— CHALLENGE —
Only a number is wanted. Count the lines holding the string "this".

— INFORMATION PROVIDED —
** START **

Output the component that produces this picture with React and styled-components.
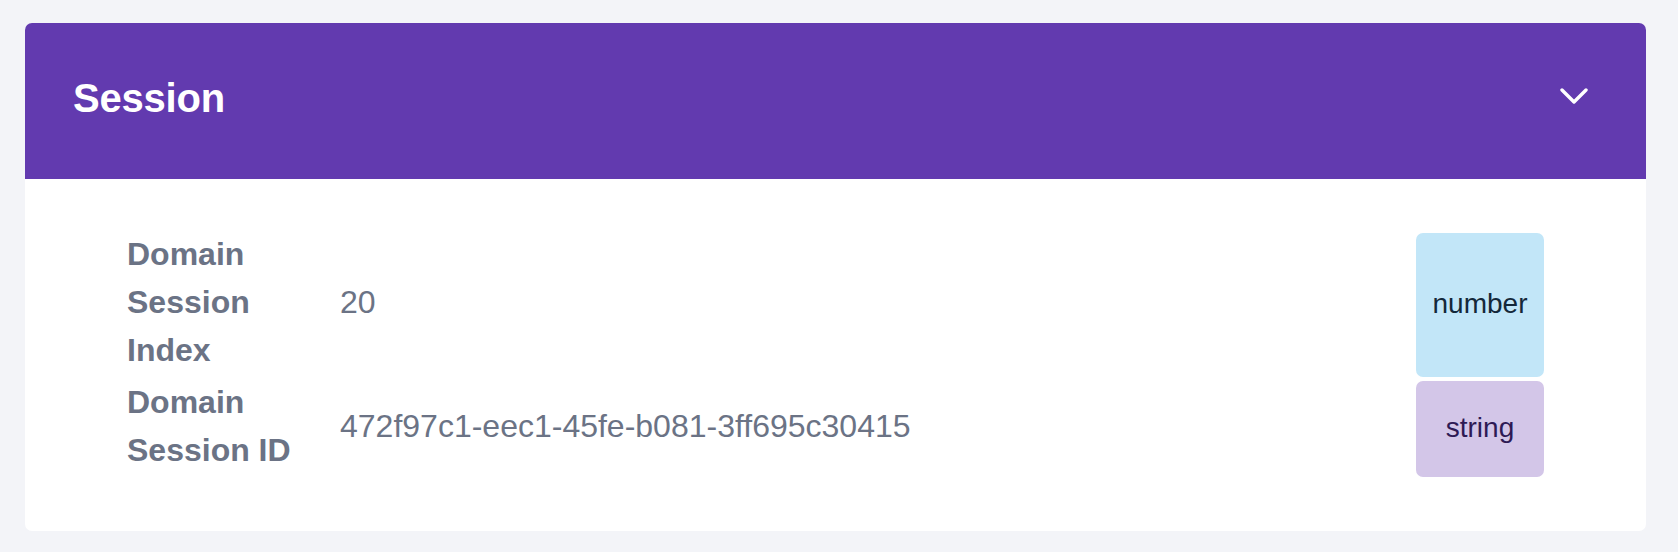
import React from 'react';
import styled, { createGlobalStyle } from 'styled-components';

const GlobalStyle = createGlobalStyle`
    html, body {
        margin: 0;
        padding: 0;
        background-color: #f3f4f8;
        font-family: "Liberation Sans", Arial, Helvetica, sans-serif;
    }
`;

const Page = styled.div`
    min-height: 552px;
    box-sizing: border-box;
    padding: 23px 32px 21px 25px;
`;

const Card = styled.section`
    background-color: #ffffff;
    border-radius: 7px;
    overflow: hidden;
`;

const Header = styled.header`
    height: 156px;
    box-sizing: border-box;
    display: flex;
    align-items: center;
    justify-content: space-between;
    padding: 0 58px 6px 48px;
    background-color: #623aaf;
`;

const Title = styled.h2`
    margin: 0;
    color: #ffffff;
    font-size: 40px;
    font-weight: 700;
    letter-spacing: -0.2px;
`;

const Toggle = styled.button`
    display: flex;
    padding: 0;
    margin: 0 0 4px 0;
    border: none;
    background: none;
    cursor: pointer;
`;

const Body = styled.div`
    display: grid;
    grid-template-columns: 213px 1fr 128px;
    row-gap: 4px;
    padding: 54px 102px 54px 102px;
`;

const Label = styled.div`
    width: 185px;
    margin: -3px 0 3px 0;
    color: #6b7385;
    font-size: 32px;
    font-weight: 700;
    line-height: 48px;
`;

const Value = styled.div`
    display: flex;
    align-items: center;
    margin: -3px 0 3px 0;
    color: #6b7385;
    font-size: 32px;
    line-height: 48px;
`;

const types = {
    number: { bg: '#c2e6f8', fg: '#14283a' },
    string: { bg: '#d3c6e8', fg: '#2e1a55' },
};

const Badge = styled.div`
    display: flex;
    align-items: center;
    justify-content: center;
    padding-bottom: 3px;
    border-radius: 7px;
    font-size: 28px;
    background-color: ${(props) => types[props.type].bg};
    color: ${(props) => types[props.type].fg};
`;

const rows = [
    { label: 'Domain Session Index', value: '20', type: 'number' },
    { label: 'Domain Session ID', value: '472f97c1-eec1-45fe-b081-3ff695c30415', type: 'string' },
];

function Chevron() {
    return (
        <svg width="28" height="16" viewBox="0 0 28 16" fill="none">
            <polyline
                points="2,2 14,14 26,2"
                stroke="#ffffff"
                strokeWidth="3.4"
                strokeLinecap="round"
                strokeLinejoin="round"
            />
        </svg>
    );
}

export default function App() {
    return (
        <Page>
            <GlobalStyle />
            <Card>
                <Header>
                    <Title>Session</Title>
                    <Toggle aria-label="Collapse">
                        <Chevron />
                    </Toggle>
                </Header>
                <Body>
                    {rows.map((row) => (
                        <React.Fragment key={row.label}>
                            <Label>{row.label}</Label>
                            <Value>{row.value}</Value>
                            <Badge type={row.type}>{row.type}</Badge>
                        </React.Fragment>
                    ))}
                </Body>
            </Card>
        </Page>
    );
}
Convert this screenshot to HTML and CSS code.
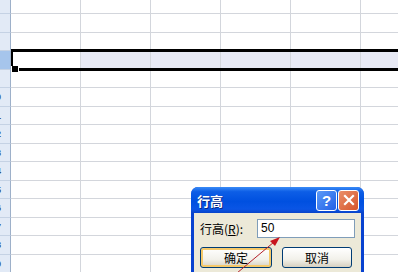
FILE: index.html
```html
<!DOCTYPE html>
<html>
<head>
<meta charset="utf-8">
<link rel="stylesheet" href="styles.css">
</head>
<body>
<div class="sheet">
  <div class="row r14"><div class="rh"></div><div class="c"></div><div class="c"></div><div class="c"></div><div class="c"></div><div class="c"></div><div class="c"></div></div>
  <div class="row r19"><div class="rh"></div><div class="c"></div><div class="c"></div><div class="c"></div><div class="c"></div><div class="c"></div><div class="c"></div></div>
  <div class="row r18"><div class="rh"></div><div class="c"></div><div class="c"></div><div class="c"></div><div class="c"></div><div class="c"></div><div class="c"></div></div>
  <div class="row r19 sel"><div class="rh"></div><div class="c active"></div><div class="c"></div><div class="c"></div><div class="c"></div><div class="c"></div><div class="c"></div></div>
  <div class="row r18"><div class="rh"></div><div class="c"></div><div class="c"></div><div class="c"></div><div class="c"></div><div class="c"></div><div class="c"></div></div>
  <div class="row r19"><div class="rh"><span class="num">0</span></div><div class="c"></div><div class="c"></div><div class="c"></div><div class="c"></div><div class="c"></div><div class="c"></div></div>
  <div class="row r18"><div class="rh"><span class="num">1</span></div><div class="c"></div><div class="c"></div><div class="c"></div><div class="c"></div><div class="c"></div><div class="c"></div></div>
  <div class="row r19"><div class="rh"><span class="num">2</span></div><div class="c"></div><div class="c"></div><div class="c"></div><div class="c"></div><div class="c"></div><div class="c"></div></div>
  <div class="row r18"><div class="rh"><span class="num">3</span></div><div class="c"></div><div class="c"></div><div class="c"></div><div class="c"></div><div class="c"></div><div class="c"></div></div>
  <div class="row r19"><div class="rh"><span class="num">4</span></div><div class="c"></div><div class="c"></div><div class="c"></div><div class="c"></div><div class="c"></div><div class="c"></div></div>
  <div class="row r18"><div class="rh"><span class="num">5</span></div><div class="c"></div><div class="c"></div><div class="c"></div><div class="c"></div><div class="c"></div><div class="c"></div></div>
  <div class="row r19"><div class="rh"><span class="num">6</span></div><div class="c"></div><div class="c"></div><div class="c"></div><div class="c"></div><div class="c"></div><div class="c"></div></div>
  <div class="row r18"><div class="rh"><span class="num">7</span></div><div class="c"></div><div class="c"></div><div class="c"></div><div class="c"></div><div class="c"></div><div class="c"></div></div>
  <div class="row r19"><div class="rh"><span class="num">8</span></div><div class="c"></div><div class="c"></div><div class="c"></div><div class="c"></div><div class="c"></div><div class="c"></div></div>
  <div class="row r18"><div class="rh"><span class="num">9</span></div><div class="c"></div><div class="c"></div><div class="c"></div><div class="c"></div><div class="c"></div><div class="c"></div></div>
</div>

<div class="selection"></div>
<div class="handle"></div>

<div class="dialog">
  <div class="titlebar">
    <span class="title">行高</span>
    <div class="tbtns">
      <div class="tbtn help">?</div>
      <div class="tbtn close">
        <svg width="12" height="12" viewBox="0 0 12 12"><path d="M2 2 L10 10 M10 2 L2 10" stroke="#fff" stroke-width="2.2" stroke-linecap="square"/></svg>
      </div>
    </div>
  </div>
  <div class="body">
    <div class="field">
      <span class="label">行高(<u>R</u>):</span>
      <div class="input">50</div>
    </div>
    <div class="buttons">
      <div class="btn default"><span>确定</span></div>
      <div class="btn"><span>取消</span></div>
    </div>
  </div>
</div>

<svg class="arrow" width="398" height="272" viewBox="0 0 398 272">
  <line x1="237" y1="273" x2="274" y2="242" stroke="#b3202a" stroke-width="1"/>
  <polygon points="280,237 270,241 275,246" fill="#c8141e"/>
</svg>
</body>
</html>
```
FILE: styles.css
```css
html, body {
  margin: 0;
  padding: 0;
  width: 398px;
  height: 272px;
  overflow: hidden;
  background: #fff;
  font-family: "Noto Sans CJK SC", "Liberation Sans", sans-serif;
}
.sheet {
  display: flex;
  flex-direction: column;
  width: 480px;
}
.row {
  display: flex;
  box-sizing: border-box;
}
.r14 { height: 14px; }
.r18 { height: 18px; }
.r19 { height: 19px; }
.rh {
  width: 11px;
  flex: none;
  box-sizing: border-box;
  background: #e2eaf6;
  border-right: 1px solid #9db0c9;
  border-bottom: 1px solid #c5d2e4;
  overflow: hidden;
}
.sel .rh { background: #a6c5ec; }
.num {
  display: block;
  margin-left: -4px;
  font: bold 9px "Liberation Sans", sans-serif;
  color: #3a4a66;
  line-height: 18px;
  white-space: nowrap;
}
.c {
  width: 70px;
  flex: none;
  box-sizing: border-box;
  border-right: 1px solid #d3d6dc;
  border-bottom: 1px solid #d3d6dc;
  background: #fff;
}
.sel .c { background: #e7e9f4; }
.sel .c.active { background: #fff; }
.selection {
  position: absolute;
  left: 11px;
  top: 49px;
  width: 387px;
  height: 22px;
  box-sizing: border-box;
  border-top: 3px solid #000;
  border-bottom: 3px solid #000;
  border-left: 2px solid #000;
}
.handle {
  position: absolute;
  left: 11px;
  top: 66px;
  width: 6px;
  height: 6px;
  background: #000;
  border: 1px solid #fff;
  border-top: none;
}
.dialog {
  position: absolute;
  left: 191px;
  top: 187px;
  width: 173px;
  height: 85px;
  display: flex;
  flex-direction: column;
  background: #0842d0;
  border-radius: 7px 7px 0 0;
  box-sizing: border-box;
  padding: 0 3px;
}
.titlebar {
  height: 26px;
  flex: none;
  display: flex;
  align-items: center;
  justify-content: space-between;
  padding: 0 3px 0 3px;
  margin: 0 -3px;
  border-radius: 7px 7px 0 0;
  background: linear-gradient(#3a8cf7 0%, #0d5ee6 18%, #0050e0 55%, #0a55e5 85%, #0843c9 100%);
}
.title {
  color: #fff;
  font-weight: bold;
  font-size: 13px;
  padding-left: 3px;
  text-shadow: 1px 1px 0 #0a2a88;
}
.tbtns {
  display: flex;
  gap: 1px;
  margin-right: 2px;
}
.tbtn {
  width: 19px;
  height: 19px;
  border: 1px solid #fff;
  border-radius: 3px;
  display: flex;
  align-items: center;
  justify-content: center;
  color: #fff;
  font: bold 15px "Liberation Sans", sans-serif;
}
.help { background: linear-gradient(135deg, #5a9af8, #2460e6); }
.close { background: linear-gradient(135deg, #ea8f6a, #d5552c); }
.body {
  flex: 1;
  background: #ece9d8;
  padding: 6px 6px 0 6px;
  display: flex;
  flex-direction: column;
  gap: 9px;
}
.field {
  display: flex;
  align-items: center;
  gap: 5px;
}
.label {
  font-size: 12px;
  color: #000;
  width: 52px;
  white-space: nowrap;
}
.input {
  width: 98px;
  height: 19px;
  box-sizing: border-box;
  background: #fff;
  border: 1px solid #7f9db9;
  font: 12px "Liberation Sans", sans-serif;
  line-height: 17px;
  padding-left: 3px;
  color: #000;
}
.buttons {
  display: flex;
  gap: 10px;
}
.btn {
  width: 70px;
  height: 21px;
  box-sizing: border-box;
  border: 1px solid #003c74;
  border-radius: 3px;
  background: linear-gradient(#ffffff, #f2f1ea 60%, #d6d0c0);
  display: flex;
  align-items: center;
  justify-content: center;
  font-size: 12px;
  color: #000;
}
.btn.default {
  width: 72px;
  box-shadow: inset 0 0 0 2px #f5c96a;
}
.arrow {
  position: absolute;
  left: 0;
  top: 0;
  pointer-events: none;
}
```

** END **
** START **

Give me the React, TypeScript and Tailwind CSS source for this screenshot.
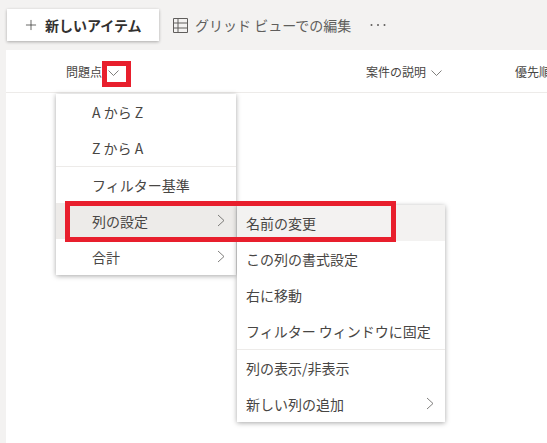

** END **

— SOLUTION TO THE PROBLEM —
3